>>

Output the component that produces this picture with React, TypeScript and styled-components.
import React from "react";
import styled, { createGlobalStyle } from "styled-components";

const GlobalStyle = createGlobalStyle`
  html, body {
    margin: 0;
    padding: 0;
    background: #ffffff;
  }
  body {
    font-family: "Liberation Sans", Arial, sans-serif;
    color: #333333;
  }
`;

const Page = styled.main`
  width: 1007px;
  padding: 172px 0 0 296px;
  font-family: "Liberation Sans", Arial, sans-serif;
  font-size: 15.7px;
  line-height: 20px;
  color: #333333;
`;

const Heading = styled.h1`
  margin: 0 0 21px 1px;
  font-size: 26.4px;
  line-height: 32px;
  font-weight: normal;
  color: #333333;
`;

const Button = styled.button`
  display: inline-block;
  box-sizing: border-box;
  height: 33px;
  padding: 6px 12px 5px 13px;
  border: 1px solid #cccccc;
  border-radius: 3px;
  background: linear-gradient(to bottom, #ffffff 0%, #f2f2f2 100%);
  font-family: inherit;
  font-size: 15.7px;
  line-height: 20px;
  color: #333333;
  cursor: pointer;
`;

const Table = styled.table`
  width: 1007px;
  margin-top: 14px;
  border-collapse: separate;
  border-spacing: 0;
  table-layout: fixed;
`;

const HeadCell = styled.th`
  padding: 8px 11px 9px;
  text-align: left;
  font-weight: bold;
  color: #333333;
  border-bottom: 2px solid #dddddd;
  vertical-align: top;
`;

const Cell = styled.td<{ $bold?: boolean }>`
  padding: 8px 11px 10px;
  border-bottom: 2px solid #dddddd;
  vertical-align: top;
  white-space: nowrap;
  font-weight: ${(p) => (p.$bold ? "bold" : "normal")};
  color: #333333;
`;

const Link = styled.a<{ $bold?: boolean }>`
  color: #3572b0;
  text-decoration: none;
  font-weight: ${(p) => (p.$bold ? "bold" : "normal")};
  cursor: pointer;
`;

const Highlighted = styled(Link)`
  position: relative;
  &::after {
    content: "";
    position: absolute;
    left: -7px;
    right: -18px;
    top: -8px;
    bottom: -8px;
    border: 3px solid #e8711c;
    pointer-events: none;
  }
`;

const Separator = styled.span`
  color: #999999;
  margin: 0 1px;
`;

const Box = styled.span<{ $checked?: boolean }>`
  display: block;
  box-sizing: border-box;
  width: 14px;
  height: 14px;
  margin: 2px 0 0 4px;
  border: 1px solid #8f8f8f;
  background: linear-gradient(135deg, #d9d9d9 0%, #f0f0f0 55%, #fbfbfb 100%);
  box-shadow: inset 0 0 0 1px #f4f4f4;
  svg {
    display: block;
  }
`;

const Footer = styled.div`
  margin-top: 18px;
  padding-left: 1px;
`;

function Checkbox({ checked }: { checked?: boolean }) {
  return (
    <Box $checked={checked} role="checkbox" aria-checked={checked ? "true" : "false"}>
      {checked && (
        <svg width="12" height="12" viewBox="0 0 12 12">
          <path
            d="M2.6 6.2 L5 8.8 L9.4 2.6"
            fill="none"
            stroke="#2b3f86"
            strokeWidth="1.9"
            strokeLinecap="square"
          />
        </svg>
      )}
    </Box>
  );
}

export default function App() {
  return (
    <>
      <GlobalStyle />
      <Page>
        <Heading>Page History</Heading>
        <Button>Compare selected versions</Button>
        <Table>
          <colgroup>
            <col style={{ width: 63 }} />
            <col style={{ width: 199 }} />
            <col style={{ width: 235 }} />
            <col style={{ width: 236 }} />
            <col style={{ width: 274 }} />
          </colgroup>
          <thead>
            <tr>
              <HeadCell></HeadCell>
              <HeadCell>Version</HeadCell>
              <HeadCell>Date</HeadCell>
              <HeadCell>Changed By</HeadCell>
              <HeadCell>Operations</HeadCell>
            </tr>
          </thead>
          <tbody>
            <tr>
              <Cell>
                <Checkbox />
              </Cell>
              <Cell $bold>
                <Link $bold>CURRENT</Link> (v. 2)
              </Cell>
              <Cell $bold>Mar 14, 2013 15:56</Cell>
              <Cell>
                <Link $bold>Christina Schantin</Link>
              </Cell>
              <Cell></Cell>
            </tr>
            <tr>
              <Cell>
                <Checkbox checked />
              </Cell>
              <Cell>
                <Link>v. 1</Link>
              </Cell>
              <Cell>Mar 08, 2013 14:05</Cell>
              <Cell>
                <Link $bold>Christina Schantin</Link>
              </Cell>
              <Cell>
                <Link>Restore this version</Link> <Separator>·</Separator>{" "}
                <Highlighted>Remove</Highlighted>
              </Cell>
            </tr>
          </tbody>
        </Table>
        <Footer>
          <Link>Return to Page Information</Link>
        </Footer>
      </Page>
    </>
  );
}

<<

WHAT IS ASKED |
Reproduce the material above without altering a single character.

ANSWER FOR THIS EXERCISE |
Output the component that produces this picture with React, TypeScript and styled-components.
import React from "react";
import styled, { createGlobalStyle } from "styled-components";

const GlobalStyle = createGlobalStyle`
  html, body {
    margin: 0;
    padding: 0;
    background: #ffffff;
  }
  body {
    font-family: "Liberation Sans", Arial, sans-serif;
    color: #333333;
  }
`;

const Page = styled.main`
  width: 1007px;
  padding: 172px 0 0 296px;
  font-family: "Liberation Sans", Arial, sans-serif;
  font-size: 15.7px;
  line-height: 20px;
  color: #333333;
`;

const Heading = styled.h1`
  margin: 0 0 21px 1px;
  font-size: 26.4px;
  line-height: 32px;
  font-weight: normal;
  color: #333333;
`;

const Button = styled.button`
  display: inline-block;
  box-sizing: border-box;
  height: 33px;
  padding: 6px 12px 5px 13px;
  border: 1px solid #cccccc;
  border-radius: 3px;
  background: linear-gradient(to bottom, #ffffff 0%, #f2f2f2 100%);
  font-family: inherit;
  font-size: 15.7px;
  line-height: 20px;
  color: #333333;
  cursor: pointer;
`;

const Table = styled.table`
  width: 1007px;
  margin-top: 14px;
  border-collapse: separate;
  border-spacing: 0;
  table-layout: fixed;
`;

const HeadCell = styled.th`
  padding: 8px 11px 9px;
  text-align: left;
  font-weight: bold;
  color: #333333;
  border-bottom: 2px solid #dddddd;
  vertical-align: top;
`;

const Cell = styled.td<{ $bold?: boolean }>`
  padding: 8px 11px 10px;
  border-bottom: 2px solid #dddddd;
  vertical-align: top;
  white-space: nowrap;
  font-weight: ${(p) => (p.$bold ? "bold" : "normal")};
  color: #333333;
`;

const Link = styled.a<{ $bold?: boolean }>`
  color: #3572b0;
  text-decoration: none;
  font-weight: ${(p) => (p.$bold ? "bold" : "normal")};
  cursor: pointer;
`;

const Highlighted = styled(Link)`
  position: relative;
  &::after {
    content: "";
    position: absolute;
    left: -7px;
    right: -18px;
    top: -8px;
    bottom: -8px;
    border: 3px solid #e8711c;
    pointer-events: none;
  }
`;

const Separator = styled.span`
  color: #999999;
  margin: 0 1px;
`;

const Box = styled.span<{ $checked?: boolean }>`
  display: block;
  box-sizing: border-box;
  width: 14px;
  height: 14px;
  margin: 2px 0 0 4px;
  border: 1px solid #8f8f8f;
  background: linear-gradient(135deg, #d9d9d9 0%, #f0f0f0 55%, #fbfbfb 100%);
  box-shadow: inset 0 0 0 1px #f4f4f4;
  svg {
    display: block;
  }
`;

const Footer = styled.div`
  margin-top: 18px;
  padding-left: 1px;
`;

function Checkbox({ checked }: { checked?: boolean }) {
  return (
    <Box $checked={checked} role="checkbox" aria-checked={checked ? "true" : "false"}>
      {checked && (
        <svg width="12" height="12" viewBox="0 0 12 12">
          <path
            d="M2.6 6.2 L5 8.8 L9.4 2.6"
            fill="none"
            stroke="#2b3f86"
            strokeWidth="1.9"
            strokeLinecap="square"
          />
        </svg>
      )}
    </Box>
  );
}

export default function App() {
  return (
    <>
      <GlobalStyle />
      <Page>
        <Heading>Page History</Heading>
        <Button>Compare selected versions</Button>
        <Table>
          <colgroup>
            <col style={{ width: 63 }} />
            <col style={{ width: 199 }} />
            <col style={{ width: 235 }} />
            <col style={{ width: 236 }} />
            <col style={{ width: 274 }} />
          </colgroup>
          <thead>
            <tr>
              <HeadCell></HeadCell>
              <HeadCell>Version</HeadCell>
              <HeadCell>Date</HeadCell>
              <HeadCell>Changed By</HeadCell>
              <HeadCell>Operations</HeadCell>
            </tr>
          </thead>
          <tbody>
            <tr>
              <Cell>
                <Checkbox />
              </Cell>
              <Cell $bold>
                <Link $bold>CURRENT</Link> (v. 2)
              </Cell>
              <Cell $bold>Mar 14, 2013 15:56</Cell>
              <Cell>
                <Link $bold>Christina Schantin</Link>
              </Cell>
              <Cell></Cell>
            </tr>
            <tr>
              <Cell>
                <Checkbox checked />
              </Cell>
              <Cell>
                <Link>v. 1</Link>
              </Cell>
              <Cell>Mar 08, 2013 14:05</Cell>
              <Cell>
                <Link $bold>Christina Schantin</Link>
              </Cell>
              <Cell>
                <Link>Restore this version</Link> <Separator>·</Separator>{" "}
                <Highlighted>Remove</Highlighted>
              </Cell>
            </tr>
          </tbody>
        </Table>
        <Footer>
          <Link>Return to Page Information</Link>
        </Footer>
      </Page>
    </>
  );
}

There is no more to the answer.